The 49-year-old was hired in 1979 through the Comprehensive Employment and Training Act. The program offered work to those with low incomes and long-term unemployed as well as summer jobs to low income high school students. The city took over the full cost of his salary when the program ended.
His route is mainly on major roads, not residential areas. He walks five different routes each week and a pair of shoes lasts him about two months.
Larry Harrelson, buildings and grounds superintendent for the city, said Gibson’s dedication to his job brings in around 100 bags of trash a month, sometimes more. He’s been keeping track of Gibson’s work since 1999. That amount of trash would collect in gutters and on the sides of the road if it weren’t collected by Gibson.
Harrelson said the street maintenance department collects garbage too, but not as frequently.
Harrelson said Gibson finds peculiar things on his collection routes; among them are cell phones and money, once as much as $600 at one time. He said he turns items over to the police that are questionable, or appear to be lost, such as wallets. If Gibson finds items that have no apparent owner, he says they are free game to keep.
“If he does retire, I hope we can find a replacement that does half as good a job,” said Steve Morris of Helms Jewelers on East Washington Street. Morris is also on the city council. He’s seen Gibson since he started with the city.
“He is always happy to see you, and calls you by your name,” Morris said.
Morris acknowledges, as a businessman, that Gibson does high quality work. He said Gibson never walks by a piece of paper without picking it up.
“It’s nice to know he has a pride in what he does. He never complains,” said Morris.
Mayor Gene McLaurin appreciates the importance of what Gibson does.
“Through the years I’ve been here I’ve received many compliments from visitors about how clean Rockingham is, and Kenny deserves a lot of the credit,” McLaurin said. He said not many cities have a full time employee on foot patrol; a person the majority of citizens recognize because he’s out doing his job five days a week, regardless of the elements.
“He’s a very dedicated employee who enjoys his job with the city and he takes great pride in keeping Rockingham clean,” McLaurin said.
Not only is Gibson well-recognized, he’s well-liked by the citizens of Rockingham. Some stop by the Public Works office around Christmas and bring him presents.
“Folks hunt him down and give him all sorts of gifts; socks, shirts, scarves, jackets, you name it,” Harrelson said.

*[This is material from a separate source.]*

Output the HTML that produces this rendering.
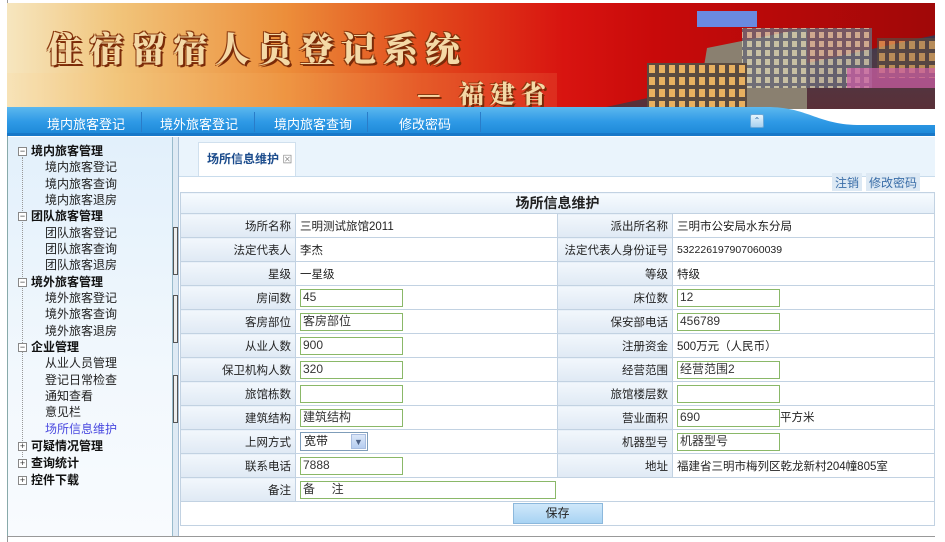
<!DOCTYPE html>
<html><head><meta charset="utf-8"><style>
*{margin:0;padding:0;box-sizing:border-box}
body{width:945px;height:542px;background:#fff;position:relative;overflow:hidden;font-family:"Liberation Sans","Noto Sans CJK SC","WenQuanYi Zen Hei",sans-serif;font-size:12px;color:#222}
.abs{position:absolute}
#banner{left:7px;top:3px;width:928px;height:106px;background:linear-gradient(90deg,#f6e6bf 0%,#f1c47a 12%,#ec8e3a 30%,#e24a1c 45%,#d81410 60%,#c80a0a 70%,#a00808 100%);overflow:hidden}
.title{left:40px;top:20px;font-family:"Noto Serif CJK SC",serif;font-weight:900;font-size:35px;letter-spacing:7px;color:#f4d9a6;text-shadow:2px 2px 0 #7a2a08,-1px -1px 0 #8a3a10,1px -1px 0 #8a3a10,-1px 1px 0 #8a3a10}
.sub{left:410px;top:72px;font-family:"Noto Serif CJK SC",serif;font-weight:900;font-size:25px;letter-spacing:6px;color:#f4d9a6;text-shadow:2px 2px 0 #7a2a08,-1px -1px 0 #8a3a10}
#nav{left:7px;top:106px;width:928px;height:30px}
.nv{top:114px;color:#fff;font-size:13px}
.sep{top:112px;width:1px;height:20px;background:#7fb8e8;border-right:1px solid #2a7cc8}
#side{left:7px;top:137px;width:166px;height:400px;background:linear-gradient(180deg,#e2f0fb,#f2f8fd 60%,#f8fbfe);border-left:1px solid #8aa;border-right:1px solid #9bc}
.t{position:absolute;font-size:12px;line-height:15px;white-space:nowrap}
.tb{font-weight:bold;color:#111}
.ts{color:#222}
.pm{position:absolute;left:10px;width:9px;height:9px;border:1px solid #888;background:#fff;font-size:9px;line-height:7px;text-align:center;color:#333}
#split{left:173px;top:137px;width:6px;height:400px;background:#dfeaf4;border-right:1px solid #a9c0d6}
.grip{position:absolute;left:0;width:5px;height:48px;border:1px solid #555;background:#eee}
#main{left:179px;top:137px;width:756px;height:400px;background:#fff}
#tabbar{left:179px;top:137px;width:756px;height:40px;background:#eaf4fc;border-bottom:1px solid #c9dcec}
#tab{left:198px;top:142px;width:98px;height:34px;background:#fff;border:1px solid #d0e0ee;border-bottom:none;color:#1c4c8c;font-weight:bold;padding:7px 0 0 8px;font-size:12px}
.lk{top:173px;height:18px;padding:1px 3px;color:#3a6ea8;background:#dde9f4;font-size:12px}
table{position:absolute;left:180px;top:192px;width:755px;border-collapse:collapse}
td{border:1px solid #c2d2e2;height:24px;padding:0 4px;font-size:11.5px;white-space:nowrap}
td.l{text-align:right;background:linear-gradient(180deg,#f2f7fc,#dfe9f4);width:115px}
td.v{background:#fff}
.hd{text-align:center;font-weight:bold;font-size:14px;background:linear-gradient(180deg,#f7fbfe,#e4eef8);height:21px}
.in{display:inline-block;width:103px;height:18px;border:1.5px solid #8ab868;vertical-align:middle;font-size:12px;line-height:15px;padding-left:2px;color:#333}
.sel{display:inline-block;width:68px;height:19px;border:1px solid #7f9db9;vertical-align:middle;font-size:12px;line-height:17px;padding-left:3px;position:relative;background:#fff}
.sel i{position:absolute;right:1px;top:1px;width:15px;height:15px;background:linear-gradient(#dbe7f8,#b6cdf0);border:1px solid #a8bde0;color:#4d6185;font-style:normal;font-size:9px;text-align:center;line-height:14px}
.btn{display:inline-block;width:90px;height:21px;background:linear-gradient(#cfe8fa,#a8d3f3);border:1px solid #8cb8dc;line-height:19px;text-align:center;font-size:12px}
</style></head><body>
<div class="abs" style="left:7px;top:0;width:1px;height:542px;background:#999"></div>
<div id="banner" class="abs">
<svg class="abs" style="left:0;top:0" width="928" height="106"><defs>
<linearGradient id="b" x1="0" x2="0" y1="0" y2="1"><stop offset="0" stop-color="#2a2a52"/><stop offset="0.5" stop-color="#4a3a48"/><stop offset="1" stop-color="#5a3038"/></linearGradient>
<pattern id="w" width="9" height="9" patternUnits="userSpaceOnUse"><rect width="9" height="9" fill="#6a6a78"/><rect x="2" y="2" width="5" height="6" fill="#d8d0b0"/></pattern>
<pattern id="w2" width="10" height="12" patternUnits="userSpaceOnUse"><rect width="10" height="12" fill="#5a4a40"/><rect x="2" y="2" width="6" height="8" fill="#e8b060"/></pattern>
</defs>
<polygon points="1075,0 928,0 928,106 590,106" fill="url(#b)"/>
<polygon points="700,45 800,25 800,106 690,106" fill="#8a8070"/>
<rect x="735" y="25" width="130" height="60" fill="url(#w)" opacity=".8"/>
<rect x="870" y="35" width="58" height="40" fill="url(#w2)" opacity=".7"/>
<rect x="640" y="60" width="100" height="46" fill="url(#w2)"/>
<rect x="690" y="8" width="60" height="16" fill="#6a8ae0"/>
<rect x="840" y="65" width="88" height="20" fill="#d060a8" opacity=".7"/>
<rect x="0" y="70" width="550" height="36" fill="#ffd080" opacity=".12"/>
</svg>
<div class="abs title">住宿留宿人员登记系统</div>
<div class="abs sub">— 福建省</div>
</div>
<svg id="nav" class="abs" width="928" height="30" viewBox="0 0 928 30"><defs><linearGradient id="n" x1="0" x2="0" y1="0" y2="1"><stop offset="0" stop-color="#5cb8ee"/><stop offset=".5" stop-color="#2f9ae6"/><stop offset="1" stop-color="#1a86d6"/></linearGradient></defs>
<rect x="0" y="20" width="928" height="10" fill="#c9dcee"/>
<path d="M0 1 H760 C800 1 810 18 850 19 H928 V30 H0 Z" fill="url(#n)"/>
<rect x="0" y="27" width="928" height="3" fill="#1878c8"/>
</svg>
<div class="abs nv" style="left:47px">境内旅客登记</div>
<div class="abs sep" style="left:141px"></div>
<div class="abs nv" style="left:160px">境外旅客登记</div>
<div class="abs sep" style="left:254px"></div>
<div class="abs nv" style="left:274px">境内旅客查询</div>
<div class="abs sep" style="left:367px"></div>
<div class="abs nv" style="left:399px">修改密码</div>
<div class="abs sep" style="left:480px"></div>
<div class="abs" style="left:750px;top:114px;width:14px;height:14px;background:linear-gradient(#e8f4fc,#a8d0f0);border:1px solid #6aa8d8;border-radius:2px;font-size:8px;line-height:12px;text-align:center;color:#2a6aa8">⌃</div>

<div id="side" class="abs">
<div class="abs" style="left:14px;top:20px;width:1px;height:300px;border-left:1px dotted #999"></div>
<div class="pm" style="top:10px">−</div><div class="t tb" style="top:7px;left:23px">境内旅客管理</div>
<div class="t ts" style="top:23px;left:37px">境内旅客登记</div>
<div class="t ts" style="top:40px;left:37px">境内旅客查询</div>
<div class="t ts" style="top:56px;left:37px">境内旅客退房</div>
<div class="pm" style="top:75px">−</div><div class="t tb" style="top:72px;left:23px">团队旅客管理</div>
<div class="t ts" style="top:89px;left:37px">团队旅客登记</div>
<div class="t ts" style="top:105px;left:37px">团队旅客查询</div>
<div class="t ts" style="top:121px;left:37px">团队旅客退房</div>
<div class="pm" style="top:141px">−</div><div class="t tb" style="top:138px;left:23px">境外旅客管理</div>
<div class="t ts" style="top:154px;left:37px">境外旅客登记</div>
<div class="t ts" style="top:170px;left:37px">境外旅客查询</div>
<div class="t ts" style="top:187px;left:37px">境外旅客退房</div>
<div class="pm" style="top:206px">−</div><div class="t tb" style="top:203px;left:23px">企业管理</div>
<div class="t ts" style="top:219px;left:37px">从业人员管理</div>
<div class="t ts" style="top:236px;left:37px">登记日常检查</div>
<div class="t ts" style="top:252px;left:37px">通知查看</div>
<div class="t ts" style="top:268px;left:37px">意见栏</div>
<div class="t ts" style="top:285px;left:37px;color:#4a4ae0">场所信息维护</div>
<div class="pm" style="top:305px">+</div><div class="t tb" style="top:302px;left:23px">可疑情况管理</div>
<div class="pm" style="top:322px">+</div><div class="t tb" style="top:319px;left:23px">查询统计</div>
<div class="pm" style="top:339px">+</div><div class="t tb" style="top:336px;left:23px">控件下载</div>
</div>
<div id="split" class="abs"><div class="grip" style="top:90px"></div><div class="grip" style="top:158px"></div><div class="grip" style="top:238px"></div></div>
<div id="main" class="abs"></div>
<div id="tabbar" class="abs"></div>
<div id="tab" class="abs">场所信息维护 <span style="font-weight:normal;color:#888;font-size:10px">⊠</span></div>
<div class="abs lk" style="left:832px">注销</div>
<div class="abs lk" style="left:866px">修改密码</div>
<table>
<tr><td colspan="4" class="hd">场所信息维护</td></tr>
<tr><td class="l">场所名称</td><td class="v" style="width:262px">三明测试旅馆2011</td><td class="l">派出所名称</td><td class="v">三明市公安局水东分局</td></tr>
<tr><td class="l">法定代表人</td><td class="v">李杰</td><td class="l">法定代表人身份证号</td><td class="v" style="font-size:10.5px">532226197907060039</td></tr>
<tr><td class="l">星级</td><td class="v">一星级</td><td class="l">等级</td><td class="v">特级</td></tr>
<tr><td class="l">房间数</td><td class="v"><span class="in">45</span></td><td class="l">床位数</td><td class="v"><span class="in">12</span></td></tr>
<tr><td class="l">客房部位</td><td class="v"><span class="in">客房部位</span></td><td class="l">保安部电话</td><td class="v"><span class="in">456789</span></td></tr>
<tr><td class="l">从业人数</td><td class="v"><span class="in">900</span></td><td class="l">注册资金</td><td class="v">500万元（人民币）</td></tr>
<tr><td class="l">保卫机构人数</td><td class="v"><span class="in">320</span></td><td class="l">经营范围</td><td class="v"><span class="in">经营范围2</span></td></tr>
<tr><td class="l">旅馆栋数</td><td class="v"><span class="in"></span></td><td class="l">旅馆楼层数</td><td class="v"><span class="in"></span></td></tr>
<tr><td class="l">建筑结构</td><td class="v"><span class="in">建筑结构</span></td><td class="l">营业面积</td><td class="v"><span class="in">690</span>平方米</td></tr>
<tr><td class="l">上网方式</td><td class="v"><span class="sel">宽带<i>▼</i></span></td><td class="l">机器型号</td><td class="v"><span class="in">机器型号</span></td></tr>
<tr><td class="l">联系电话</td><td class="v"><span class="in">7888</span></td><td class="l">地址</td><td class="v">福建省三明市梅列区乾龙新村204幢805室</td></tr>
<tr><td class="l">备注</td><td colspan="3" class="v"><span class="in" style="width:256px">备&nbsp;&nbsp;&nbsp;&nbsp;&nbsp;注</span></td></tr>
<tr><td colspan="4" class="v" style="text-align:center"><span class="btn">保存</span></td></tr>
</table>
<div class="abs" style="left:7px;top:536px;width:928px;height:1px;background:#999"></div>
</body></html>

Gibson said the people he sees on his routes are usually very friendly, and sometimes bring him hot cups of coffee during cold weather. Gibson mentioned that he’d been shot at once, and remarked that he knows he can’t please everyone, but tries to each day.
“I wish folks wouldn’t throw their garbage out the car window, but Gibson’s got a job, and he does a good job of keeping the city clean,” said City Manager Monty Crump.